Figure 1. Schematic illustration of the Hepatitis C virus. Top right: the virus particle containing an RNA genome and the viral envelope glycoproteins E1 and E2 exposed on the surface. Bottom: the viral genome encoding a large polyprotein that is cleaved into multiple structural and non-structural proteins with 5’ and 3’ terminal untranslated regions.

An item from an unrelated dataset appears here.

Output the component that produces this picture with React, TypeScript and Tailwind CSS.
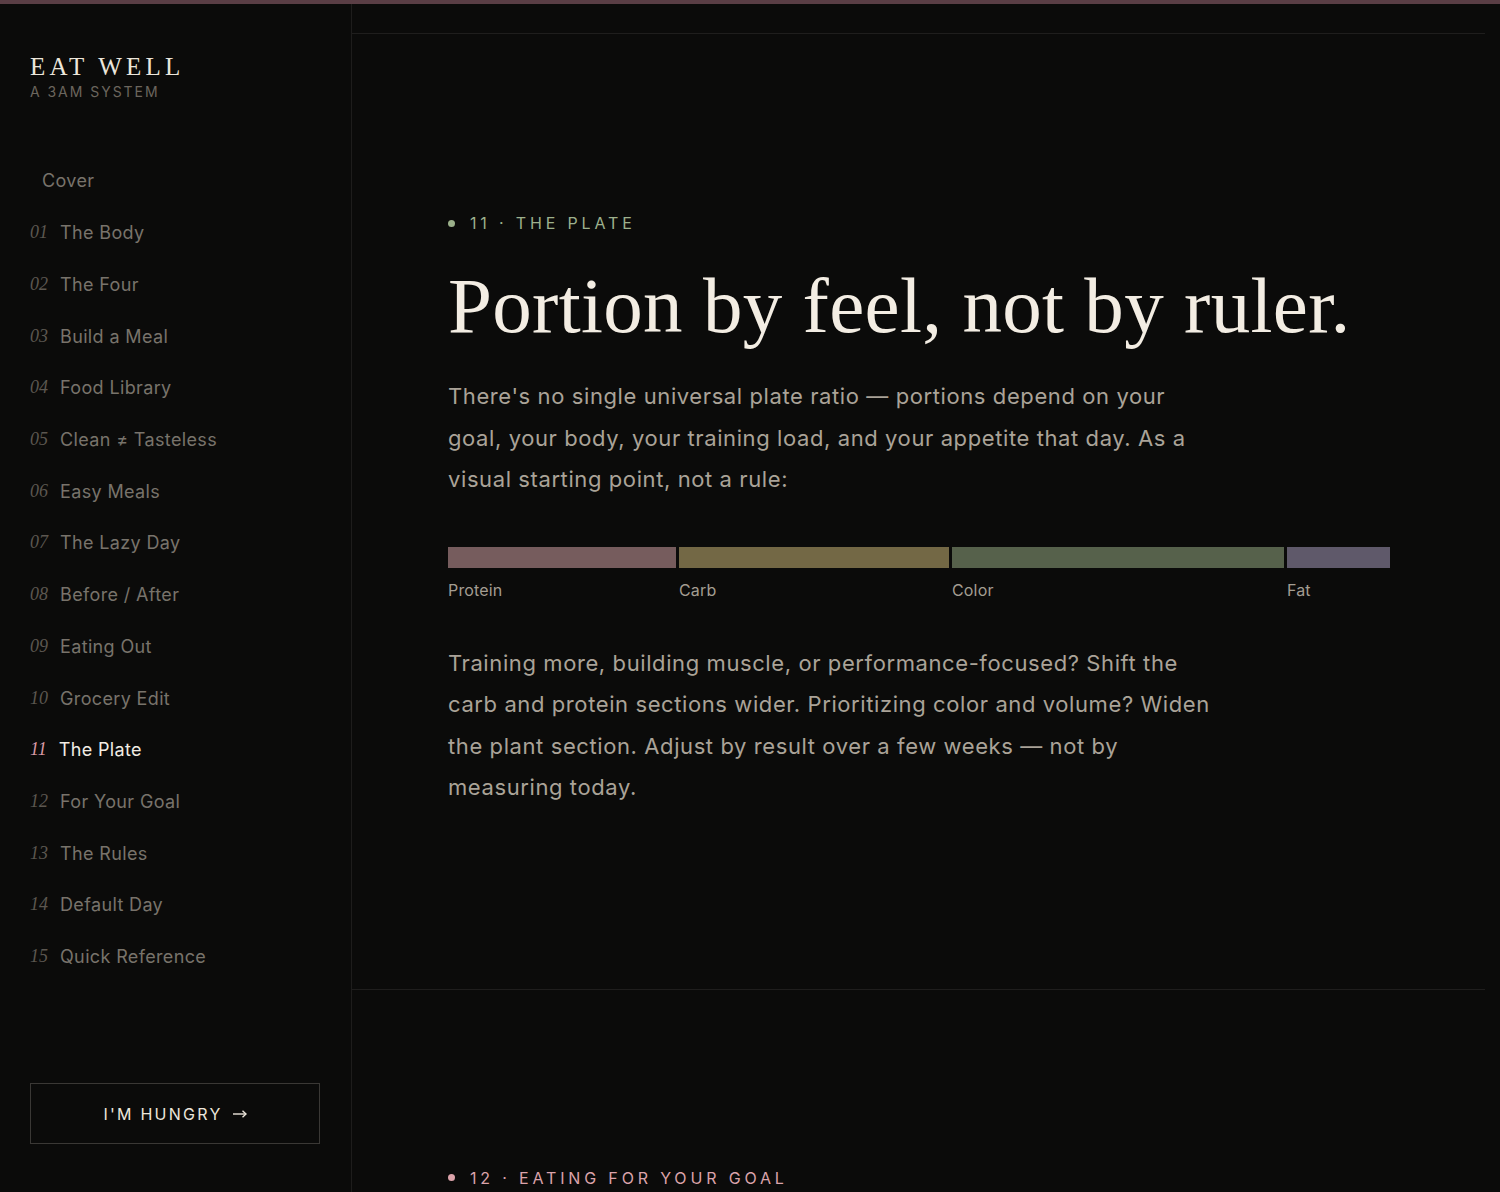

Topics: Medicine, Nobel Laureates, Nobel Prize
The discovery of Hepatitis C virus
The 2020 Nobel Prize in Physiology or Medicine is awarded to Harvey J. Alter, Michael Houghton, and Charles M. Rice for the discovery of Hepatitis C virus. Hepatitis, from the Greek names for liver and inflammation, is a disease characterized by poor appetite, vomiting, fatigue, and jaundice – yellow discoloration of the skin and eyes. Chronic hepatitis leads to liver damage, which may progress to cirrhosis and liver cancer. Viral infection is the leading cause of hepatitis, with some forms persisting without symptoms for many years before life-threatening complications develop. Until the 1960s, exposure to blood from infected individuals was a major health hazard, with up to 30% risk of chronic hepatitis following surgery or multiple blood transfusions. This risk was only partially reduced by the discovery of the Hepatitis B virus (HBV) and the eventual elimination of HBV-contaminated blood through testing. A more insidious form of hepatitis, characterized by very mild symptoms in the acute phase and a high risk of progression to chronic liver damage and cancer, remained. The work of Alter, Houghton, and Rice characterized this form of hepatitis to be a distinct clinical entity, caused by an RNA virus of the Flavivirus family, now known as Hepatitis C virus (HCV). This pioneering work has paved the way for the development of screening methods that have dramatically reduced the risk of acquiring hepatitis from contaminated blood and has led to the development of effective antiviral drugs that have improved the lives of millions of people.